III. Position in England

43.15. Position in England-as to Judicial documents.-

We have noted above the Indian case law as to the scope of section 92. We may now refer to a few English cases relevant to the subject of certain judicial documents. In England, extrinsic evidence is, in general inadmissible to contradict or vary judicial documents. Thus, a country court judgment1 cannot be varied by the judge's notes,2 still less by the informal memoranda or letters of the registrar,3 and the note or certificate of his judgment supplied by a country court judge for appeal is conclusive, and cannot be varied by affidavit or shorthand notes.4

1. Phipson, (1963), pp. 721, 722, para. 1784.

2. Dews v. Ryley, LJCP 264.

3. Stonor v. Fowle, 13 AC 20 (27-28).

4. Huddleston v. Furness Ry, 15 ILR 238 (CA). 5, R. v. Tyrone J., (1917) 2 IR 437.
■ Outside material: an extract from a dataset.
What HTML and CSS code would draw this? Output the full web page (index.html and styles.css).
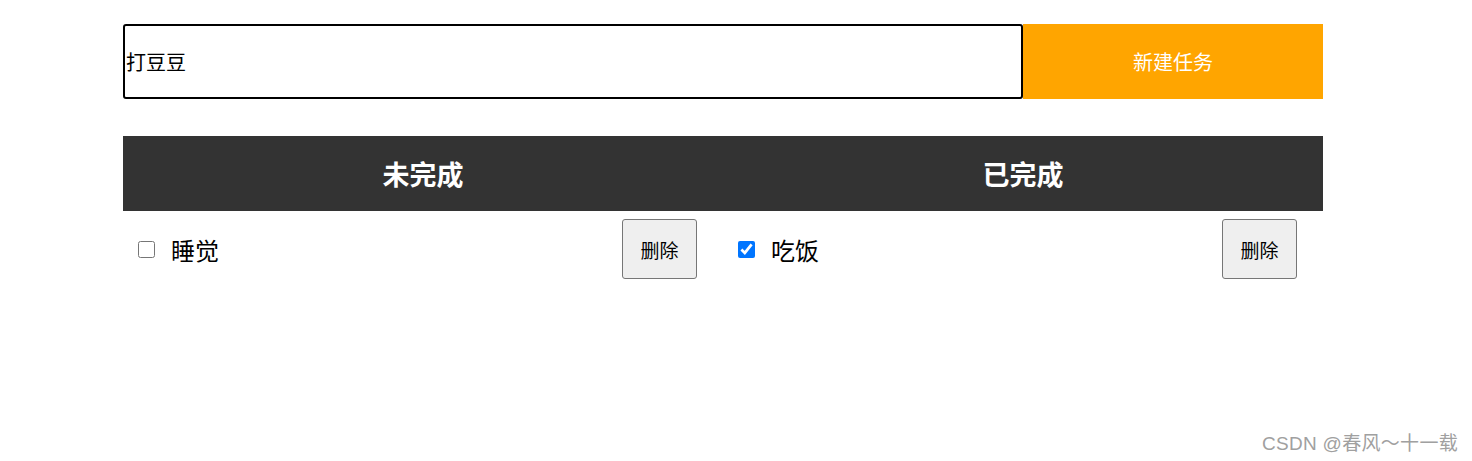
FILE: index.html
```html
<!DOCTYPE html>
<html lang="zh">
<head>
<meta charset="utf-8">
<title>待办</title>
<link rel="stylesheet" href="styles.css">
</head>
<body>
<div class="app">
  <div class="add-bar">
    <input class="add-input" type="text" value="打豆豆">
    <button class="add-btn">新建任务</button>
  </div>
  <div class="board">
    <div class="col">
      <h2 class="col-title">未完成</h2>
      <ul class="list">
        <li class="item">
          <input class="check" type="checkbox">
          <span class="label">睡觉</span>
          <button class="del">删除</button>
        </li>
      </ul>
    </div>
    <div class="col">
      <h2 class="col-title">已完成</h2>
      <ul class="list">
        <li class="item">
          <input class="check" type="checkbox" checked>
          <span class="label">吃饭</span>
          <button class="del">删除</button>
        </li>
      </ul>
    </div>
  </div>
</div>
<div class="watermark">CSDN @春风～十一载</div>
</body>
</html>
```
FILE: styles.css
```css
* { box-sizing: border-box; }
html, body {
  margin: 0;
  padding: 0;
  background: #fff;
  font-family: "Noto Sans CJK SC", "Noto Sans", sans-serif;
}
body {
  width: 1472px;
  height: 461px;
  position: relative;
  overflow: hidden;
}
.app {
  width: 1200px;
  margin-left: 123px;
  padding-top: 24px;
}
.add-bar {
  display: flex;
  height: 75px;
}
.add-input {
  width: 900px;
  height: 75px;
  border: 2px solid #000;
  border-radius: 3px;
  padding: 0 1px;
  margin: 0;
  font-family: "Noto Sans CJK SC", sans-serif;
  font-size: 20px;
  color: #000;
  outline: none;
}
.add-btn {
  width: 300px;
  height: 75px;
  border: none;
  margin: 0;
  background: #ffa500;
  color: #fff;
  font-family: "Noto Sans CJK SC", sans-serif;
  font-size: 20px;
  padding: 0;
}
.board {
  display: grid;
  grid-template-columns: 600px 600px;
  margin-top: 37px;
}
.col-title {
  margin: 0;
  height: 75px;
  background: #333;
  color: #fff;
  font-size: 27px;
  font-weight: bold;
  display: flex;
  align-items: center;
  justify-content: center;
}
.list {
  list-style: none;
  margin: 0;
  padding: 0;
}
.item {
  display: flex;
  align-items: center;
  padding: 8px 26px 8px 15px;
}
.check {
  width: 17px;
  height: 17px;
  margin: 0;
  accent-color: #0075ff;
}
.label {
  margin-left: 16px;
  font-size: 24px;
  color: #000;
  flex: 1;
}
.del {
  width: 75px;
  height: 60px;
  margin: 0;
  padding: 0;
  background: #efefef;
  border: 1px solid #767676;
  border-radius: 3px;
  font-family: "Noto Sans CJK SC", sans-serif;
  font-size: 19px;
  color: #000;
}
.watermark {
  position: absolute;
  right: 14px;
  bottom: 6px;
  font-family: "Liberation Sans", "Noto Sans CJK SC", sans-serif;
  font-size: 19px;
  letter-spacing: 0.3px;
  color: #a0a0a0;
}
```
43.16. In R. v. Tyrone, (1917) 2 IR 437 justices, where out of five justices, only one was recorded as dissenting, The King's Bench Division was held bound by the record, and evidence to show that a decision was not that of the majority was rejected, Campbell L.C. remarking: "In recent cases the court has gone very far in allowing affidavits contradicting matters which appear regular on the face of the record. We are not inclined. to extend that practice."

IV. Question of Amendment Considered

43.17. We now revert to the law in India and should take note of a suggestion made to us namely, that in order that the section may bring out the position more clearly than at present, some change in its wording should be made. The suggestion was that two amendment should be made in the section. So far as bilateral documents are concerned-to which the section certainly applies-the matter should be dealt with first. But the question whether the section should be revised so as to provide that it will extend to unilateral documents where the matter is required by law to be reduced to writing, should also be considered on the merits.

43.18. Recommendation regarding main Paragraph.-

In order to achieve the first object, it was suggested that section 92, main paragraph, should be revised as follows, and made into a sub-section1:-

"92. (1) When the terms of any such contract, grant or other disposition of property as is referred to in section 91 or any matter required by law to be reduced to the form of a document and constituting a transaction between two or more parties, have been proved according to section 91, no evidence of any oral agreement or statement shall be admitted,

(a) as between the parties to any such contract, grant or other disposition of property or their representatives in interest, for the purpose of contradicting, varying, adding to, or subtracting from, the terms of the document, or

(b) as between the parties to such transaction, or their representatives in interest, for the purpose of contradicting, varying, adding to or subtracting from the terms of the document in which the matter required by law to be reduced to the form of a document is recorded, as the case may be.

1. Section 92 was to be renumbered as sub-section (1), since a new sub-section is to be inserted, see infra.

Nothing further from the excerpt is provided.